** begin **
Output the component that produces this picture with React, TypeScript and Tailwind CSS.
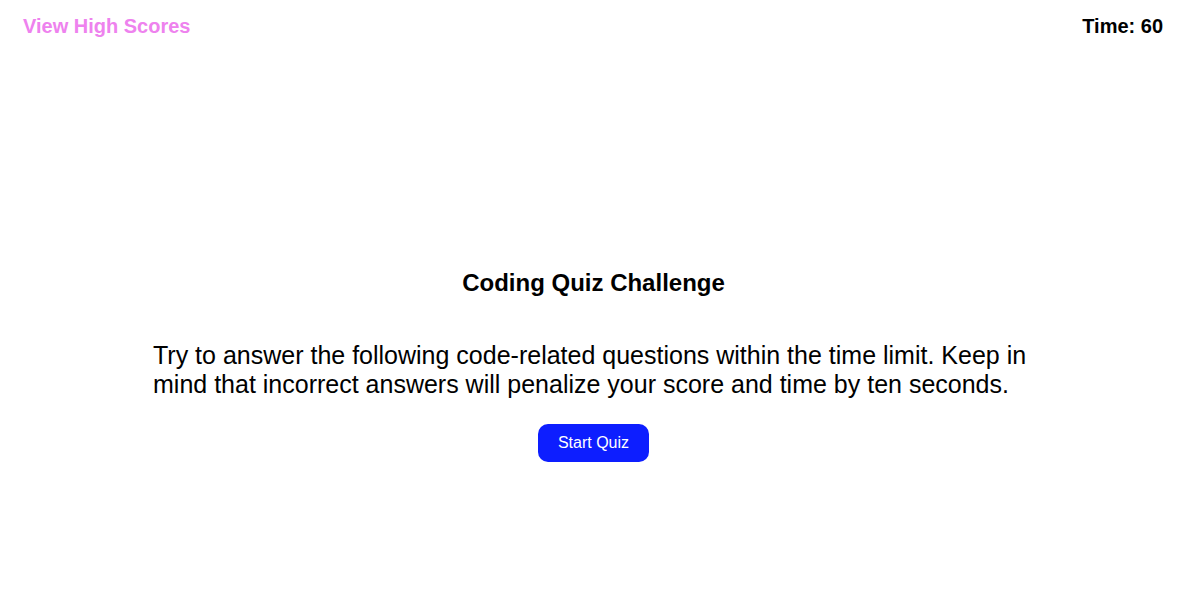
export default function App() {
  return (
    <div className="flex min-h-[612px] flex-col bg-white font-['Liberation_Sans',Arial,sans-serif] text-black">
      <header className="flex items-center justify-between pl-[23px] pr-[15px] pt-[11px]">
        <a href="#" className="text-[20px] font-bold text-[#ee82ee]">
          View High Scores
        </a>
        <p className="text-[20px] font-bold">Time: 60</p>
      </header>

      <main className="ml-[153px] mt-[224px] flex w-[881px] flex-col items-center">
        <h1 className="text-[24px] font-bold">Coding Quiz Challenge</h1>
        <p className="mt-[40px] w-full text-[25px] leading-[29px]">
          Try to answer the following code-related questions within the time limit. Keep in mind that incorrect
          answers will penalize your score and time by ten seconds.
        </p>
        <button className="mt-[25px] h-[38px] w-[111px] rounded-[10px] bg-[#0d1eff] text-[16px] text-white">
          Start Quiz
        </button>
      </main>
    </div>
  );
}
** end **
Set down the complete material exactly, but do not include the images.

◆ **Solution for this task**
Output the component that produces this picture with React, TypeScript and Tailwind CSS.
export default function App() {
  return (
    <div className="flex min-h-[612px] flex-col bg-white font-['Liberation_Sans',Arial,sans-serif] text-black">
      <header className="flex items-center justify-between pl-[23px] pr-[15px] pt-[11px]">
        <a href="#" className="text-[20px] font-bold text-[#ee82ee]">
          View High Scores
        </a>
        <p className="text-[20px] font-bold">Time: 60</p>
      </header>

      <main className="ml-[153px] mt-[224px] flex w-[881px] flex-col items-center">
        <h1 className="text-[24px] font-bold">Coding Quiz Challenge</h1>
        <p className="mt-[40px] w-full text-[25px] leading-[29px]">
          Try to answer the following code-related questions within the time limit. Keep in mind that incorrect
          answers will penalize your score and time by ten seconds.
        </p>
        <button className="mt-[25px] h-[38px] w-[111px] rounded-[10px] bg-[#0d1eff] text-[16px] text-white">
          Start Quiz
        </button>
      </main>
    </div>
  );
}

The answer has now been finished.